Little to gain, plenty to prove for Seahawks against Rams

Seahawk defenders don’t want to let up against the Rams and quarterback Sam Bradford today. (Associated Press)
Danny O’Neil Seattle Times

SEATTLE – The Seahawks will play their second-most meaningless game under coach Pete Carroll today. That doesn’t mean their regular-season finale against the Rams at CenturyLink Field is entirely meaningless, though. While improving Seattle’s playoff seeding would require a San Francisco loss to Arizona, there’s more at stake for Seattle than just postseason logistics. There’s the matter of momentum – an important question of consistency for this young team that has just now found its stride.

“We’re not going to slow it down because it’s out of our control,” safety Earl Thomas said.

The most compelling question in today’s game is how this Seahawks team will handle success after finally breaking through to the other side of an extreme rebuilding process.

“If we’re going to have a really good team that can run it this time of the year,” coach Pete Carroll said, “you have to be comfortable with the success, and it’s got to be normal for you.”

It hasn’t been normal here. Not for a franchise that has had three different coaches during a run of four straight losing seasons that started in 2008.
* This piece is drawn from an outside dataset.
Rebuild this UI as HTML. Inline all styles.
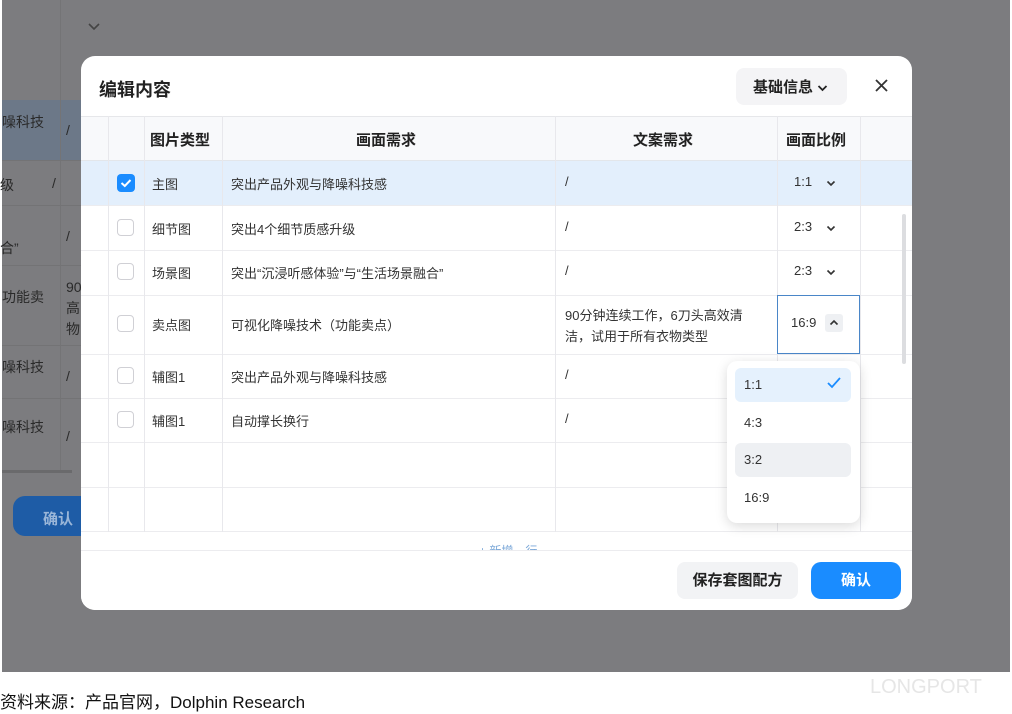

Seattle went 7-9 each of Carroll’s first two seasons in Seattle, but in all that time, last season’s finale at Arizona was the only time under Carroll in which Seattle took the field knowing the playoffs were impossible.

This season, the postseason is assured. Seattle has won 10 games, guaranteed itself at least the NFC’s No. 5 seed and has scored more points over the past three games than any NFL team in the past 60 years.

Even if the 49ers beat a Cardinals team that has lost 10 of 11 and clinch the division, Seattle still has plenty to play for.

“If we don’t finish strong, it just feels like we’re taking a step back,” safety Kam Chancellor said. “We don’t want to take any steps back. We want to keep pushing forward.”

For three years Carroll has sought to implement a regimen that gets his team to prepare for each week with the same level of focus. There are no extra-important games just as there are no gimmes; there is only the next game.

It’s why he breaks each week down into different days, which really boil down to mental cues. Tell the Truth Monday, Competition Wednesday and Turnover Thursday are all hokey ways of getting players to prepare for the next game without regard for the previous outing.

That’s why this game is important. The Seahawks have shown how they respond when backed into a corner. They demonstrated that in Week 2 against Dallas after dropping the season opener in Arizona. They showed it by winning two straight home games after losing at San Francisco and Detroit in October. They demonstrated it by responding to a come-from-ahead loss at Miami with four consecutive victories that have earned Seattle the unofficial title of “The Team No One Wants to Meet in the Playoffs.”

And now, Seattle will show how it handles success. That Seahawks might not have much to gain in terms of postseason position against St. Louis, but how they handle this game may show how far they can go.

“There are four more games coming up after this one if you do it right,” Carroll said. “So you have to learn how to handle it, so we’re working on that now as a young team.”